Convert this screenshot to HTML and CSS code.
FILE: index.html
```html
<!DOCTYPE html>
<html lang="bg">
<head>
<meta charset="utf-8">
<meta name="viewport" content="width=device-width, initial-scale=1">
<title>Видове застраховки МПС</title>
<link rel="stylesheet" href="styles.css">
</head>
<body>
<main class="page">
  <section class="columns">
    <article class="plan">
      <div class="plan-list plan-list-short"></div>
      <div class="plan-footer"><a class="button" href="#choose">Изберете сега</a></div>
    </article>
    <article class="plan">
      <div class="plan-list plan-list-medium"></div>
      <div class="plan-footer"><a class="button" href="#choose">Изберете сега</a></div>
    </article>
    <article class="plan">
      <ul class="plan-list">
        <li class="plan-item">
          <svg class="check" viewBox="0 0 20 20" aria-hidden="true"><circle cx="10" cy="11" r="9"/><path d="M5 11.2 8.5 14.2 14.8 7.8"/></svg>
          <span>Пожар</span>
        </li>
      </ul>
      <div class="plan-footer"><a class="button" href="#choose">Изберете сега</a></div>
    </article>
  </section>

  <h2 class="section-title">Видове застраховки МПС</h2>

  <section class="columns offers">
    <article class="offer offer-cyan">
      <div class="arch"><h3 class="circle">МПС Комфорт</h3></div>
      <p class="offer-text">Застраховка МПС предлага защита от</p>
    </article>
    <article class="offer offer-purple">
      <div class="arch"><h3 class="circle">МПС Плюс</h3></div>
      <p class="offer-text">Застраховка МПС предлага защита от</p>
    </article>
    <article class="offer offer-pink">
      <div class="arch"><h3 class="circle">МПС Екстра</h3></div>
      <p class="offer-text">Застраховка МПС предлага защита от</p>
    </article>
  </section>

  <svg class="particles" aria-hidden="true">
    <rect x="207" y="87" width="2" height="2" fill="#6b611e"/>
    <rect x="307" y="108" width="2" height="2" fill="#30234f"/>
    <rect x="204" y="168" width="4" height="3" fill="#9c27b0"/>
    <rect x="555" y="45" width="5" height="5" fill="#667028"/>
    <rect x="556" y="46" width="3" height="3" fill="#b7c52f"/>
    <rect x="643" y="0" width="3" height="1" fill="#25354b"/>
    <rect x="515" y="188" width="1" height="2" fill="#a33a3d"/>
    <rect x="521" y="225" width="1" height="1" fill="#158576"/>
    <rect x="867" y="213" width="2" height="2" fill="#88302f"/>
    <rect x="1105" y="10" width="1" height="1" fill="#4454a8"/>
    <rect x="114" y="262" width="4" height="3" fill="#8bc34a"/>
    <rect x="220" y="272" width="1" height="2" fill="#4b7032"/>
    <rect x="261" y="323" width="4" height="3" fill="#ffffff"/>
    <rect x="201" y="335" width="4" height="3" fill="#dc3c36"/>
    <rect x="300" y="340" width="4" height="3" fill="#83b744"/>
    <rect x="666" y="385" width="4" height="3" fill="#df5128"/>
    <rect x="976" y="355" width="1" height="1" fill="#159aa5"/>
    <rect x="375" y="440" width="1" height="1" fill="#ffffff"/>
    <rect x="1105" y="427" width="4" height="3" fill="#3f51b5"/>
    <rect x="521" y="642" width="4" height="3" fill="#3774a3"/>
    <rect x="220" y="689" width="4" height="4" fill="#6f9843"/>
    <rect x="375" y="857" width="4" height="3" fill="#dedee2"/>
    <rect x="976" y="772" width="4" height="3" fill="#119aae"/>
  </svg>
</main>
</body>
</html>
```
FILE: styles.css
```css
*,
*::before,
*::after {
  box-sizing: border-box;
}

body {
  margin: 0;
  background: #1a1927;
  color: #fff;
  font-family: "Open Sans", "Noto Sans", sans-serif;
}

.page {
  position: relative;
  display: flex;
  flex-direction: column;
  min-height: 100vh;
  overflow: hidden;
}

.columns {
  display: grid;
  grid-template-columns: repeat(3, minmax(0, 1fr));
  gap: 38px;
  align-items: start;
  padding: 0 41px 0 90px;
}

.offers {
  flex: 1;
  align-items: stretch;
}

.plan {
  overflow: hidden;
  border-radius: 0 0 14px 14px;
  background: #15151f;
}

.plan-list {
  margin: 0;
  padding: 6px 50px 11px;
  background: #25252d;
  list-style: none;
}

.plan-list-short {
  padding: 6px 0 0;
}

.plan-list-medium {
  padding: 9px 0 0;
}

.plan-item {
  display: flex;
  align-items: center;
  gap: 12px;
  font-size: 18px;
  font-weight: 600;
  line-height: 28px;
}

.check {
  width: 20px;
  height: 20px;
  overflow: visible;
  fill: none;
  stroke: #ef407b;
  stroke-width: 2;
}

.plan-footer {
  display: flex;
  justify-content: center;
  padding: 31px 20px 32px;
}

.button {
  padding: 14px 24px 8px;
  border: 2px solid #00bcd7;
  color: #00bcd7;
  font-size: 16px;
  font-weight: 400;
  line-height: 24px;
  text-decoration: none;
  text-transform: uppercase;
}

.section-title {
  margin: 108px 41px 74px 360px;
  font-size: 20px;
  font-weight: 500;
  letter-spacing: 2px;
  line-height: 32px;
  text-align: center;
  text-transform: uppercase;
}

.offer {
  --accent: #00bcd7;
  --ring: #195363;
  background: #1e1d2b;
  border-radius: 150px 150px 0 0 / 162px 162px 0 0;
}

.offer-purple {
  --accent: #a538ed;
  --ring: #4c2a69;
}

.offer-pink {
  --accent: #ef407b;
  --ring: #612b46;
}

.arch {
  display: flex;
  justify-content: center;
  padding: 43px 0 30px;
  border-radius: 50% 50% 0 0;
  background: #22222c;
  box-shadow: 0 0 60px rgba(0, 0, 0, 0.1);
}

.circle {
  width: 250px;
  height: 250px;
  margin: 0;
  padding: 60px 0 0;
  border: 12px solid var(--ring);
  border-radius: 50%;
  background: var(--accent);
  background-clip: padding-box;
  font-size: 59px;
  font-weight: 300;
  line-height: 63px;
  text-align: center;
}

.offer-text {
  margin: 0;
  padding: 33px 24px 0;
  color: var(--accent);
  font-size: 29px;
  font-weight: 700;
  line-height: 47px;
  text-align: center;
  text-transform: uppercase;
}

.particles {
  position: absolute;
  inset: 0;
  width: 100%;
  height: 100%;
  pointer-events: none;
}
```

----------

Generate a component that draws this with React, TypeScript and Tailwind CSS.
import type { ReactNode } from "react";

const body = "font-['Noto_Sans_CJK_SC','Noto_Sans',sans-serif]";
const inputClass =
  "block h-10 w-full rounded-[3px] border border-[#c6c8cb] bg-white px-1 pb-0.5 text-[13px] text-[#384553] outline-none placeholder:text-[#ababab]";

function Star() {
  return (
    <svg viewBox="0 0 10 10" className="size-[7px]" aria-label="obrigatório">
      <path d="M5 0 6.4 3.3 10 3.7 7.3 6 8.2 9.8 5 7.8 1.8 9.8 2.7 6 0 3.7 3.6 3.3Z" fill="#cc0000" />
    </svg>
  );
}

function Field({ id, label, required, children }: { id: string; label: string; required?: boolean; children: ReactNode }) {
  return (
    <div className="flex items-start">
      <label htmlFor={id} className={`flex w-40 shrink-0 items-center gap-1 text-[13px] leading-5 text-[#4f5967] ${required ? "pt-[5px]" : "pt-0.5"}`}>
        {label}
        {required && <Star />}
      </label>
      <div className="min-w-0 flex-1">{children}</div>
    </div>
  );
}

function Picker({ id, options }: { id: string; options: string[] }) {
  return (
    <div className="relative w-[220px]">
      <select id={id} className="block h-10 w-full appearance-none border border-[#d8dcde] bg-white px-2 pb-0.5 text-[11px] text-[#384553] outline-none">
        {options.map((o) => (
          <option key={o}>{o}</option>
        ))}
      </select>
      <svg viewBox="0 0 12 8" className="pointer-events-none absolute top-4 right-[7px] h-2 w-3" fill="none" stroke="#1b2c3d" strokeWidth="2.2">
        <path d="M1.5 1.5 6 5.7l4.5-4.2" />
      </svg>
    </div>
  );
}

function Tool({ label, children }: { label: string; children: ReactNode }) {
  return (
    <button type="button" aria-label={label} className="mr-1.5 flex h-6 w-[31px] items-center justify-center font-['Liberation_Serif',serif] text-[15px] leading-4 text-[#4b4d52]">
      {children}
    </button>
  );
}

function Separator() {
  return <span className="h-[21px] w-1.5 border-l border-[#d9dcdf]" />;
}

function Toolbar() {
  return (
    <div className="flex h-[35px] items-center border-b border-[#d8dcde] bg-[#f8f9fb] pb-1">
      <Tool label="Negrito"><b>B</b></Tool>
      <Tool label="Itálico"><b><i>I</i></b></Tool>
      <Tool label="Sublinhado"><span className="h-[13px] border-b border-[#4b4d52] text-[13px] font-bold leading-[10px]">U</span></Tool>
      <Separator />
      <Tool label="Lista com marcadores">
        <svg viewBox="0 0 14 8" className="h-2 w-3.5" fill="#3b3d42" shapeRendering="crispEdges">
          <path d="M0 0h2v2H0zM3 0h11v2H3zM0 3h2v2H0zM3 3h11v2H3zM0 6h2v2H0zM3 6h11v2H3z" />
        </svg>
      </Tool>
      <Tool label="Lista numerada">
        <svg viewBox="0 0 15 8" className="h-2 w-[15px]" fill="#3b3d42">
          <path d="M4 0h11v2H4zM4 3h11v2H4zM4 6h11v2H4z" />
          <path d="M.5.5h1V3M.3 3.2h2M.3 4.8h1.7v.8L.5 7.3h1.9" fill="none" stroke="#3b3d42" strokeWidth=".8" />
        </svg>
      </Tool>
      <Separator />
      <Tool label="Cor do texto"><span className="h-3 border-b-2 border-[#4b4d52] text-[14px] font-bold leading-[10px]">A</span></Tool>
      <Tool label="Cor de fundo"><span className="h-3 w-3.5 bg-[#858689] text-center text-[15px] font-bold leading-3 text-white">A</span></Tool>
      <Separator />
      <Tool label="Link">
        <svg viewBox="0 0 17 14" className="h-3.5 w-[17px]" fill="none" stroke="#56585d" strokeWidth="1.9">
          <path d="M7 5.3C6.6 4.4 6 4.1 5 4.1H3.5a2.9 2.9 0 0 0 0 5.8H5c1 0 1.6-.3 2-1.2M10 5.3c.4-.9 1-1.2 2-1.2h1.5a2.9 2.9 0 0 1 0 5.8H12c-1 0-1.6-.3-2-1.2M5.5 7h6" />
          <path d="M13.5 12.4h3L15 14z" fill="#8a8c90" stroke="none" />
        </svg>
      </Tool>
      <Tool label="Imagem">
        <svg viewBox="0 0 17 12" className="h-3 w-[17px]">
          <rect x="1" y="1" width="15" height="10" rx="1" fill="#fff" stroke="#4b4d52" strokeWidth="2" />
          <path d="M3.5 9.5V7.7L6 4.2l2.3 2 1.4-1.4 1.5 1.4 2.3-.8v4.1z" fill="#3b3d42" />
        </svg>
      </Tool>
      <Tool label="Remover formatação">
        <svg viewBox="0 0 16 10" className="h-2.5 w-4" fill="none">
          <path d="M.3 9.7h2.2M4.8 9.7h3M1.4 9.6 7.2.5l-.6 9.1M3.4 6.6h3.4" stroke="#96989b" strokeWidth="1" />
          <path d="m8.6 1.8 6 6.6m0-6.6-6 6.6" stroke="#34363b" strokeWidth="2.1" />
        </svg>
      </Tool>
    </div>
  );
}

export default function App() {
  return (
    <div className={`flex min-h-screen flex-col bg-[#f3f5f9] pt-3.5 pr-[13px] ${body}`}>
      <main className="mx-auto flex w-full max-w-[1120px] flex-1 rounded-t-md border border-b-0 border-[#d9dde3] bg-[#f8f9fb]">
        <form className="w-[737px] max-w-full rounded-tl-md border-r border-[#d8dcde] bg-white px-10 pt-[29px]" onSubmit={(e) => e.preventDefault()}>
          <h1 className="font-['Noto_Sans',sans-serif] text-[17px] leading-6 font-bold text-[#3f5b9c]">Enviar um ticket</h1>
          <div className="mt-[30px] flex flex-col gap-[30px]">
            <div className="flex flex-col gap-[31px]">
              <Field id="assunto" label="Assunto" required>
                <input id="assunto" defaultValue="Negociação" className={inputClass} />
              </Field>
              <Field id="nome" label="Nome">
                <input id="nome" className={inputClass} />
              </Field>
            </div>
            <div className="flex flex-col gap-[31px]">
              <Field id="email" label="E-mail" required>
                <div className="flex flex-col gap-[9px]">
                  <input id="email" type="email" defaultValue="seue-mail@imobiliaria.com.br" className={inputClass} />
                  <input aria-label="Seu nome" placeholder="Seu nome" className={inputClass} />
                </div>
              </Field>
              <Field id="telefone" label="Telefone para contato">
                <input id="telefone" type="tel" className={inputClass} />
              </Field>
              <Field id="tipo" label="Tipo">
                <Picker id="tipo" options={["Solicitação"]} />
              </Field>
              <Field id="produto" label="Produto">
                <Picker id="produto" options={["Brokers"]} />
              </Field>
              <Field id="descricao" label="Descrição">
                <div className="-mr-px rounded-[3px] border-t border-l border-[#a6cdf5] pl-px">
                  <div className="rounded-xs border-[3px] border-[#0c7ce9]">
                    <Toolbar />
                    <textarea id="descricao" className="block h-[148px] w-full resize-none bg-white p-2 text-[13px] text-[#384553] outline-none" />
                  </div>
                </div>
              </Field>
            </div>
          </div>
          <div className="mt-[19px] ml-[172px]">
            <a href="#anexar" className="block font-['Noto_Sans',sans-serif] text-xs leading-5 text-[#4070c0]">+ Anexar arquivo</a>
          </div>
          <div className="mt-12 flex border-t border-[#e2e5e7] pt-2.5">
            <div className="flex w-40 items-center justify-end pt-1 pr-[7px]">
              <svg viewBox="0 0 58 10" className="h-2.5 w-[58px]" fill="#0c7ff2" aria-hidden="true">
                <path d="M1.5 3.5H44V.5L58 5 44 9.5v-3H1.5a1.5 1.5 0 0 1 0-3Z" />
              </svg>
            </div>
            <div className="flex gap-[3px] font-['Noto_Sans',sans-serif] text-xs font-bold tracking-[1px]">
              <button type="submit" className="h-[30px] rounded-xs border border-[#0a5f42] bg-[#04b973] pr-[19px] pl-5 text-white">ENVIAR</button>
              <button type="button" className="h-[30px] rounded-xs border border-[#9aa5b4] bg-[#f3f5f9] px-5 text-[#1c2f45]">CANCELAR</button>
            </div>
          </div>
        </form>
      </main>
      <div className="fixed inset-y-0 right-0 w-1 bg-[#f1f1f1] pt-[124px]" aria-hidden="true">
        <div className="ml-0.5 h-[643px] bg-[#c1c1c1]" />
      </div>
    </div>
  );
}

----------

* Exercise goal *
Scan the material above. Extract every line in which the word "this" occurs.

* Finished exercise *
Convert this screenshot to HTML and CSS code.
Generate a component that draws this with React, TypeScript and Tailwind CSS.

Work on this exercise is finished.